But the chaotic U.S. withdrawal from Afghanistan in 2021 drew sharp criticism from both Democrats and Republicans.
Biden has also struggled with long-time ally Saudi Arabia, which has backed oil output cuts from OPEC+ that the United States says are unnecessary.
Relations with China have also slid, as Biden bans and tracks investments and exports to China and congressional members from parties continue to seek more punitive measures against the economic rival.
Biden and his fellow Democrats pushed through more than $2 trillion in federal spending, much of it aimed at restoring US manufacturing, in bills including the CHIPS, Inflation Reduction Act and an infrastructure bill.
Many of the companies who want a share of that federal spending must comply with a batch of requirements that force industries to make their products in the United States, a move welcomed by labor unions but opposed by trading allies such as the European Union and Mexico.
U.S. manufacturing jobs hit 12.98 million in each of the first three months of this year, the most since 2008, according to the U.S. Bureau of Labor Statistics.
Biden returned the United States to the Paris climate accord which Trump pulled out of, and set a goal of reducing U.S. greenhouse gas emissions 50-52 percent by 2030 compared to 2005 levels.
The president's signature Inflation Reduction Act has been called the biggest investment in climate change mitigation in history, with billions of dollars in incentives to boost renewable energy and carbon-reduction measures.
However, his administration approved oil and gas projects on federal land, notably the decision to approve the Willow project in Alaska's North Slope, which environmentalists groups argue undercut the progress that has been made on his other achievements.
Unable to secure voting, policing and criminal justice reforms in a Congress his Democratic Party narrowly controlled for two years despite fiery speeches, Biden has pursued smaller steps using executive authority.
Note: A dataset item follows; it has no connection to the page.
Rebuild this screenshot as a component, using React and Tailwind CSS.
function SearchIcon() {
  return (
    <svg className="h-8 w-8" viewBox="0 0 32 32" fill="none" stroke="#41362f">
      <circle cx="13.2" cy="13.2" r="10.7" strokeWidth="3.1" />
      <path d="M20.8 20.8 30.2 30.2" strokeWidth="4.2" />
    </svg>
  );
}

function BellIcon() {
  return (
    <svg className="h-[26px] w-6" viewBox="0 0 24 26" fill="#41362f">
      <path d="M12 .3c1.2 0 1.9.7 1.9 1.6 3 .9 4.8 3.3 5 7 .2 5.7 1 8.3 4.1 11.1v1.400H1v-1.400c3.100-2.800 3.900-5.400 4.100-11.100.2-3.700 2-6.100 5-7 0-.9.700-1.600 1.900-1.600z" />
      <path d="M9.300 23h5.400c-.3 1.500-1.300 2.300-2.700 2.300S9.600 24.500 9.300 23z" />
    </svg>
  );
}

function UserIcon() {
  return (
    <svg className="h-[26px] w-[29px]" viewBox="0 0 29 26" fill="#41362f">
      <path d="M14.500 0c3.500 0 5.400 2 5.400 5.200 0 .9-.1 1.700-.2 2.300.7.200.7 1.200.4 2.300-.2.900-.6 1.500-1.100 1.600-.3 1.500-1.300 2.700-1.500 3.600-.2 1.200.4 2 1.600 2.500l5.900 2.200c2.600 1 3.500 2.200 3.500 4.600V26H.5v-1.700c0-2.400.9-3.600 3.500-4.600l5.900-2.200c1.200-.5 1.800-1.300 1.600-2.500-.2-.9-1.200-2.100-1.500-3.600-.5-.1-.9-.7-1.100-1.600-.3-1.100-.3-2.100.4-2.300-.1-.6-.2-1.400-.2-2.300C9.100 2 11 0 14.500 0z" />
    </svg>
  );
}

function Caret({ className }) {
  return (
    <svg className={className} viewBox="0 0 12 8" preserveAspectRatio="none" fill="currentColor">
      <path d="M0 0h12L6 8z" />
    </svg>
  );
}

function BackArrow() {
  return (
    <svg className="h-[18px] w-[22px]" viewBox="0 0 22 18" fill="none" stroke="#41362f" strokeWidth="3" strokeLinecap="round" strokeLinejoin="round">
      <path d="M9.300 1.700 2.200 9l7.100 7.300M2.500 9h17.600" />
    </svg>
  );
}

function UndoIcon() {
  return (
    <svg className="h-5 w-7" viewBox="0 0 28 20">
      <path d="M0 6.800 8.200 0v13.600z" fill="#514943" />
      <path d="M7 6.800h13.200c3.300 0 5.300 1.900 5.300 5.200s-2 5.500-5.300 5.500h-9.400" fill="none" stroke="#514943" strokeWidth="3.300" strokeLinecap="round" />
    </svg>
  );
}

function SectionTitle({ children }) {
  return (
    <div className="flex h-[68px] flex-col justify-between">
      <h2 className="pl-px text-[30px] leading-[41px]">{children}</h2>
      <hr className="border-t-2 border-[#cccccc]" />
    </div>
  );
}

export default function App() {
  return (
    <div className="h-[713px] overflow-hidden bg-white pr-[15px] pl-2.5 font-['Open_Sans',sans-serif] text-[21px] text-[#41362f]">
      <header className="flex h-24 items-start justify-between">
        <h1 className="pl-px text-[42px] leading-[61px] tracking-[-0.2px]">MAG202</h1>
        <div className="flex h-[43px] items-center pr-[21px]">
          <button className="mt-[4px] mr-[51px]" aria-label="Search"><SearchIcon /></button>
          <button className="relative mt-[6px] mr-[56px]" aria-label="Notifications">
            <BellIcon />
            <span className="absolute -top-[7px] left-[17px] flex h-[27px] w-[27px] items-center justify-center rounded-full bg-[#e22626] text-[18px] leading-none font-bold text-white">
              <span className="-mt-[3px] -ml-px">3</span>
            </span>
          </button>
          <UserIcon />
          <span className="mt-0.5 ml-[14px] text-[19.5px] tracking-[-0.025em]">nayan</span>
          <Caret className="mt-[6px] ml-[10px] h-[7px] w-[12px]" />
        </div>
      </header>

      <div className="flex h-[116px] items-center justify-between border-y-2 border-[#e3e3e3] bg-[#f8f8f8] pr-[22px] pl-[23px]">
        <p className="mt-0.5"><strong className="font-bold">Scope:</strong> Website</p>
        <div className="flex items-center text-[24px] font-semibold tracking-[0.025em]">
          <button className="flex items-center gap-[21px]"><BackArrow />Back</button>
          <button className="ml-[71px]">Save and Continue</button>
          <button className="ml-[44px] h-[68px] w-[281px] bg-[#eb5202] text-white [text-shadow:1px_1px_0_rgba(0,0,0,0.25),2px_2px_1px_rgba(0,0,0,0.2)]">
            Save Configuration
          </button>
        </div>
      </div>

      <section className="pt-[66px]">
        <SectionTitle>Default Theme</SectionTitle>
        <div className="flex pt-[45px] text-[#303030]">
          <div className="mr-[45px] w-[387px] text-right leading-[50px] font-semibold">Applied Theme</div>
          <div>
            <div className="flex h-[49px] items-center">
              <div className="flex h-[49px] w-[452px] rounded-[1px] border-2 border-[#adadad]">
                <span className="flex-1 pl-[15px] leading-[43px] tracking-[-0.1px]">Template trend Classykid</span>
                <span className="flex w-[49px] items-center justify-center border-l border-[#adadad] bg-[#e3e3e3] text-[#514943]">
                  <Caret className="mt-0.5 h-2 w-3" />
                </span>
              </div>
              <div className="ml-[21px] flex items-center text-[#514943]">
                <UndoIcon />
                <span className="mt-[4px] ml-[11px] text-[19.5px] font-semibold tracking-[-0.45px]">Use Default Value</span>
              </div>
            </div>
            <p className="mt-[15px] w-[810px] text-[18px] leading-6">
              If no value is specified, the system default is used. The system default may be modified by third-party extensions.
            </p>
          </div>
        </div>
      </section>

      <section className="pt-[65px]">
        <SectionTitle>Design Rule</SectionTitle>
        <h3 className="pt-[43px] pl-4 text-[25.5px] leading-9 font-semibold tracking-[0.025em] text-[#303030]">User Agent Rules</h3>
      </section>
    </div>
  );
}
Bipartisan talks on policing reform failed despite the waves of anger and protest unleashed by the 2020 murder of George Floyd. Biden signed executive orders pushing federal agencies to use racial justice criteria when considering policies related to housing, the environment, infrastructure and a variety of other areas.
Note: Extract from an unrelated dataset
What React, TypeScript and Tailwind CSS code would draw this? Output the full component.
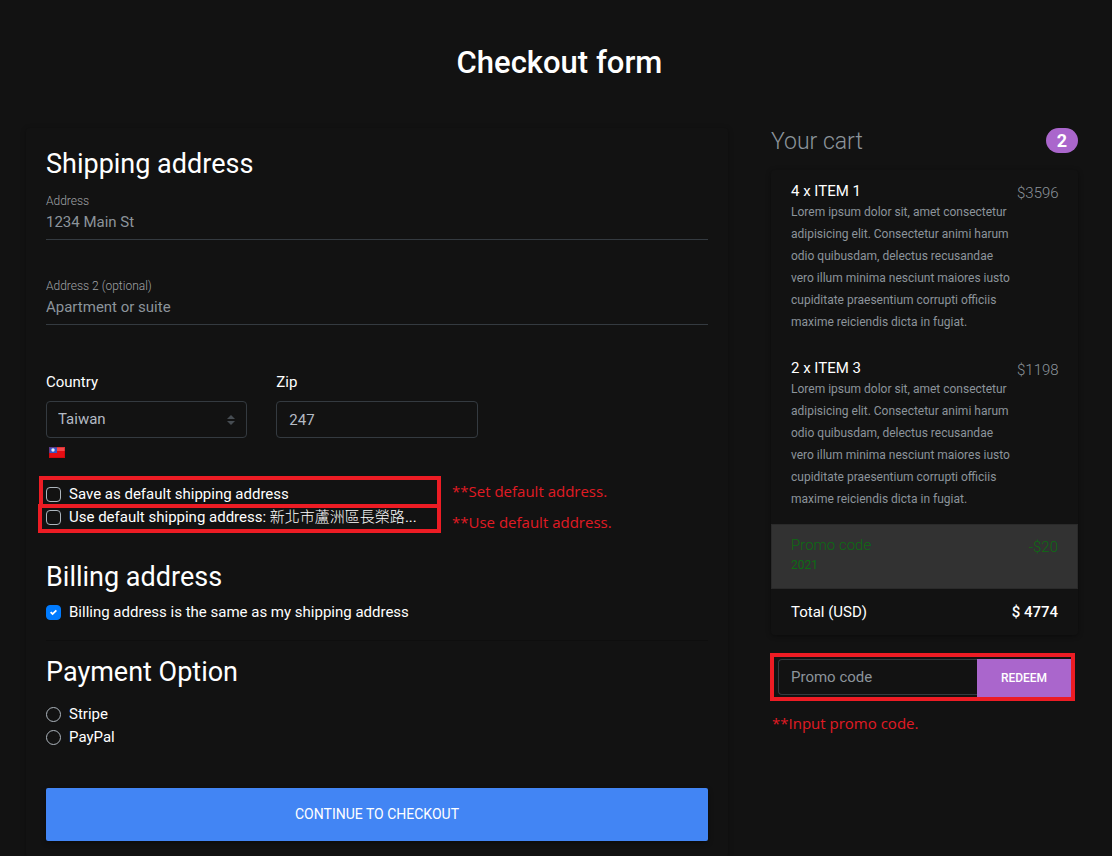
import React from "react";

const LOREM =
  "Lorem ipsum dolor sit, amet consectetur adipisicing elit. Consectetur animi harum odio quibusdam, delectus recusandae vero illum minima nesciunt maiores iusto cupiditate praesentium corrupti officiis maxime reiciendis dicta in fugiat.";

const NOTE =
  "absolute whitespace-nowrap font-['Open_Sans','Noto_Sans',sans-serif] text-[15px]/6 text-[#e01b24]";

function TextField({ id, label, placeholder }: { id: string; label: string; placeholder: string }) {
  return (
    <div className="flex flex-col">
      <label htmlFor={id} className="text-xs/4 font-light text-[#a0a3a6]">
        {label}
      </label>
      <input
        id={id}
        placeholder={placeholder}
        className="h-[31px] w-full border-b border-[#343a40] bg-transparent pb-[5px] text-[15px] outline-none placeholder:text-[#8c949b] placeholder:opacity-100"
      />
    </div>
  );
}

function Choice({
  id,
  type,
  name,
  checked,
  children,
}: {
  id: string;
  type: "checkbox" | "radio";
  name?: string;
  checked?: boolean;
  children: React.ReactNode;
}) {
  const shape = type === "radio" ? "rounded-full" : "rounded";
  return (
    <div className="flex h-[23px] items-center gap-2">
      <span className="relative flex size-[15px] shrink-0">
        <input
          id={id}
          type={type}
          name={name}
          defaultChecked={checked}
          className={`peer size-[15px] appearance-none border border-[#adb5bd] checked:border-[#007bff] checked:bg-[#007bff] ${shape}`}
        />
        <svg
          viewBox="0 0 8 8"
          className="pointer-events-none absolute top-1 left-1 hidden size-[7px] peer-checked:block"
          aria-hidden="true"
        >
          <path fill="#fff" d="M6.564.75l-3.59 3.612-1.538-1.55L0 4.26 2.974 7.25 8 2.193z" />
        </svg>
      </span>
      <label htmlFor={id} className="whitespace-nowrap">
        {children}
      </label>
    </div>
  );
}

function CartItem({ title, price }: { title: string; price: string }) {
  return (
    <li className="flex items-start justify-between px-5 pt-3 pb-[14px]">
      <div className="w-[226px] shrink-0">
        <h6 className="text-[15px]/[19px]">{title}</h6>
        <p className="text-xs/[22px] text-[#8c949b]">{LOREM}</p>
      </div>
      <span className="text-[15px]/[22px] font-light text-[#8c949b]">{price}</span>
    </li>
  );
}

function Flag() {
  return (
    <svg viewBox="0 0 16 11" className="ml-[3px] h-[11px] w-4" role="img" aria-label="Taiwan">
      <rect width="16" height="11" fill="#e60d13" />
      <rect width="16" height="4" fill="#f5474a" />
      <rect width="8" height="6" fill="#3b56c4" />
      <circle cx="4" cy="3" r="1.7" fill="#e8eefc" />
      <rect x="0.5" y="0.5" width="15" height="10" fill="none" stroke="#a00" strokeOpacity="0.3" />
    </svg>
  );
}

export default function App() {
  return (
    <main className="min-h-screen bg-[#121212] pt-[45px] pr-[19px] pl-[26px] font-[Roboto,'Noto_Sans_CJK_TC',sans-serif] text-[15px] text-white">
      <h1 className="text-center text-[31px]/9 font-medium">Checkout form</h1>

      <div className="mt-[47px] grid grid-cols-[minmax(0,702fr)_minmax(0,322fr)] items-start gap-[43px]">
        <form className="rounded px-5 pt-[19px] pb-4 shadow-[0_1px_5px_rgba(0,0,0,0.35)]">
          <h2 className="text-[27px]/[34px]">Shipping address</h2>
          <div className="mt-3 flex flex-col gap-[38px]">
            <TextField id="address" label="Address" placeholder="1234 Main St" />
            <TextField id="address2" label="Address 2 (optional)" placeholder="Apartment or suite" />
          </div>

          <div className="mt-[46px] grid grid-cols-3 gap-[29px]">
            <div>
              <label htmlFor="country" className="block leading-[22px]">
                Country
              </label>
              <div className="relative mt-2">
                <select
                  id="country"
                  className="h-[37px] w-full appearance-none rounded border border-[#343a40] bg-transparent px-[11px] text-[#b4bac4] outline-none"
                >
                  <option>Taiwan</option>
                </select>
                <svg
                  viewBox="0 0 8 10"
                  className="pointer-events-none absolute top-[14px] right-3 h-[10px] w-2"
                  aria-hidden="true"
                >
                  <path fill="#464c52" d="M4 0L0 4h8zM4 10L0 6h8z" />
                </svg>
              </div>
            </div>
            <div>
              <label htmlFor="zip" className="block leading-[22px]">
                Zip
              </label>
              <input
                id="zip"
                defaultValue="247"
                className="mt-2 block h-[37px] w-full rounded border border-[#343a40] bg-transparent px-3 text-[#b4bac4] outline-none"
              />
            </div>
          </div>
          <div className="mt-[9px]">
            <Flag />
          </div>

          <div className="relative mt-[25px]">
            <Choice id="save" type="checkbox">
              Save as default shipping address
            </Choice>
            <Choice id="use" type="checkbox">
              Use default shipping address: <span className="font-light">新北市蘆洲區長榮路</span>...
            </Choice>
            <div className="pointer-events-none absolute -top-[7px] -left-[7px] h-[32px] w-[402px] border-4 border-[#ed1c24]" />
            <div className="pointer-events-none absolute top-[21px] -left-2 h-[29px] w-[403px] border-4 border-[#ed1c24]" />
            <p className={`${NOTE} -top-1 left-[406px]`}>**Set default address.</p>
            <p className={`${NOTE} top-[27px] left-[406px]`}>**Use default address.</p>
          </div>

          <h2 className="mt-[31px] text-[27px]/[34px]">Billing address</h2>
          <div className="mt-[7px]">
            <Choice id="same" type="checkbox" checked>
              Billing address is the same as my shipping address
            </Choice>
          </div>
          <hr className="mt-4 border-[#0e0e0e]" />

          <h2 className="mt-[14px] text-[27px]/[34px]">Payment Option</h2>
          <div className="mt-[14px]">
            <Choice id="stripe" type="radio" name="payment">
              Stripe
            </Choice>
            <Choice id="paypal" type="radio" name="payment">
              PayPal
            </Choice>
          </div>

          <button
            type="submit"
            className="mt-[39px] h-[53px] w-full rounded-xs bg-[#4285f4] text-[14px] shadow-[0_2px_5px_rgba(0,0,0,0.4)]"
          >
            CONTINUE TO CHECKOUT
          </button>
        </form>

        <aside className="pr-[15px]">
          <h4 className="flex items-start justify-between text-[23px]/7 font-light text-[#8c949b]">
            <span>Your cart</span>
            <span className="flex h-[25px] w-8 items-center justify-center rounded-full bg-[#aa66cc] text-lg/none font-bold text-white">
              2
            </span>
          </h4>

          <ul className="mt-[14px] rounded shadow-[0_1px_5px_rgba(0,0,0,0.4)]">
            <CartItem title="4 x ITEM 1" price="$3596" />
            <CartItem title="2 x ITEM 3" price="$1198" />
            <li className="flex items-start justify-between border border-[#2a2a2a] bg-[#323232] px-[19px] pt-[11px] pb-3 text-[#0c6c12]">
              <div>
                <h6 className="text-[15px]/[19px] font-light">Promo code</h6>
                <p className="text-xs/[21px]">2021</p>
              </div>
              <span className="text-[15px]/[22px] font-light">-$20</span>
            </li>
            <li className="flex justify-between px-5 pt-3 pb-3 leading-[22px]">
              <span>Total (USD)</span>
              <strong className="font-medium">$ 4774</strong>
            </li>
          </ul>

          <form className="relative mt-6 flex items-start px-[7px]">
            <input
              aria-label="Promo code"
              placeholder="Promo code"
              className="h-9 min-w-0 flex-1 rounded-l border border-r-0 border-[#343a40] bg-transparent px-3 outline-none placeholder:text-[#8c949b] placeholder:opacity-100"
            />
            <button type="submit" className="h-[38px] w-[94px] bg-[#aa66cc] text-xs font-medium">
              REDEEM
            </button>
            <div className="pointer-events-none absolute -top-[6px] right-[3px] -left-px h-12 border-4 border-[#ed1c24]" />
            <p className={`${NOTE} top-[52px] left-px`}>**Input promo code.</p>
          </form>
        </aside>
      </div>
    </main>
  );
}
His administration has boosted funding to historically Black colleges, and Black unemployment levels hover around record lows. Biden also dismissed the sentences of thousands of people with federal offenses for simple marijuana possession, a disproportionately non-white group.
Biden has also installed a diverse Cabinet and senior leadership team.
Biden promised to reverse Trump's hardline immigration policies. But after taking office in 2021, he struggled operationally and politically with record numbers of migrants caught crossing the U.S.-Mexico border illegally, a challenge that derailed some reform efforts.
The decision in January to block more migrants at the border while opening new limited, legal pathways to immigrants broke a promise to restore access to asylum, but has not shielded him from Republican criticism on the issue.
And a move to expand COVID-19 border restrictions implemented under Trump was lambasted by some fellow Democrats and former officials.
The Biden administration also has faced scrutiny over its handling of record numbers of unaccompanied children crossing the U.S.-Mexico border illegally.
In February, the administration said it would crack down on child labor amid a steep rise in violations and investigative reports by Reuters and others on illegal employment of migrant minors in dangerous U.S. industries.
Biden took office in the harrowing days after the Jan. 6 attack on the US Capitol by Trump supporters, and his positive early polling reflected Americans' desire for stability.
During the chaotic Afghanistan withdrawal, his approval rating slipped below 50%, however, and it has not recovered. In recent months, it has hovered around 40 percent.
In a hypothetical one-on-one contest, the latest Reuters polls show Biden leads Trump 43% to 38% among registered voters, just outside the poll's 4 percentage point credibility interval for registered voters.
In another hypothetical two-person match up, Florida Gov. Ron DeSantis, a Republican, trailed further behind, with 34% to Biden's 43%.